The pipes! The pipes!

The horror! The horror!

Whoever did the piping had… interesting ideas. I found the main feed, 3/4″, going to the geyser in the roof. Coming from the geyser there’s another 3/4″ pipe, which disappears under the cement stoep and from there presumably some magic happens, resulting in hot and cold water pipes sprouting from the stoep where required.

Cold going up on left, hot coming down on right*shudder*Manifold destiny

Of course this means that the water will take a while to get hot. And I don’t know what the heat loss in or under the cement stoep is — suffice to say that This Must Go.

OK, I need to take bits of the stoep up to plumb in the new bathroom, and other bits of the stoep are cracked, so chopping it all up to get at the pipes is no biggie. En ek skrik nie vir plumbing nie, net vir die prys van koper.

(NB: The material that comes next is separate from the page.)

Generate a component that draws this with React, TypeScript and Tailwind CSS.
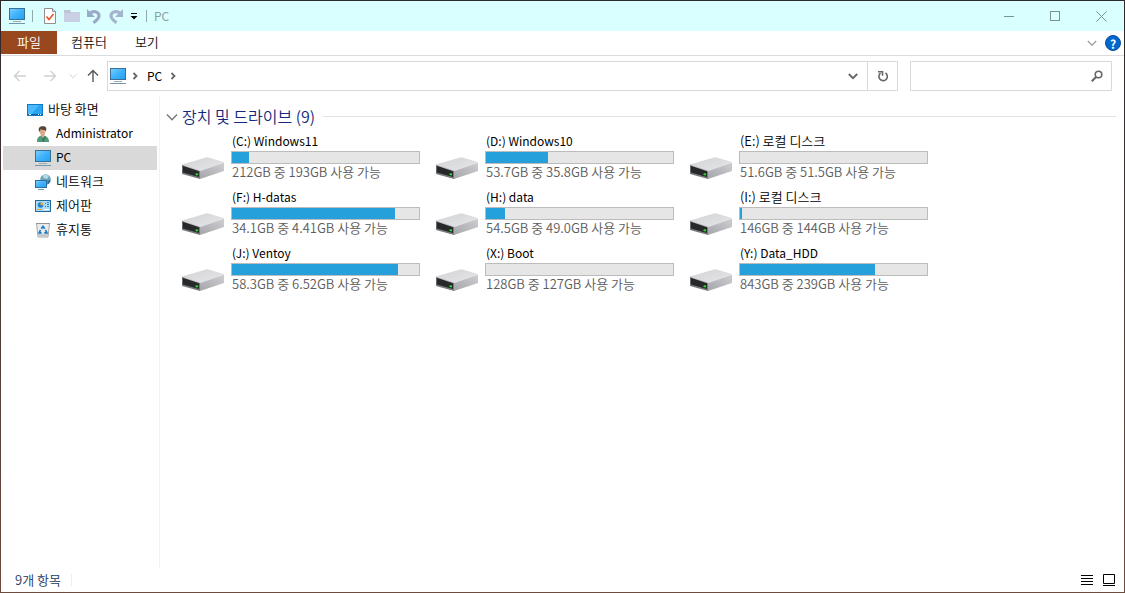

A friend pointed me at a new product on the market — some plastic composite type water pipe that’s compatible with compression fittings (there are also plastic compression fittings available but I’m not sure I trust them). It’s a lot cheaper than copper and flows a lot better than polycop, it might just work.

So I’m off to buy a rather large geyser [1] from De La Rey (which is called Builder’s Warehouse these days but who cares). I’ll see about plumbing a solar collector into this [2].

And then the pipes will run straight and to the point and I’ll even wrap some insulation around them.

Oh Danny Boy..

[1] The geyser that’s in there at the moment sports a five-digit Cape Town phone number (we’re up to 7 these days) which sort of hints at the age of the house. And it’s rusting from the outside in. But mostly it’s one of those horribly inefficient tank types, and now’s a good time to replace it.

[2] Buying a solar, electrically assisted geyser would be easier, good for the environment (or maybe just for Eskom), and roughly ten times as expensive if you include everything. I can’t afford to pay for Eishkom’s mistakes, I’m afraid.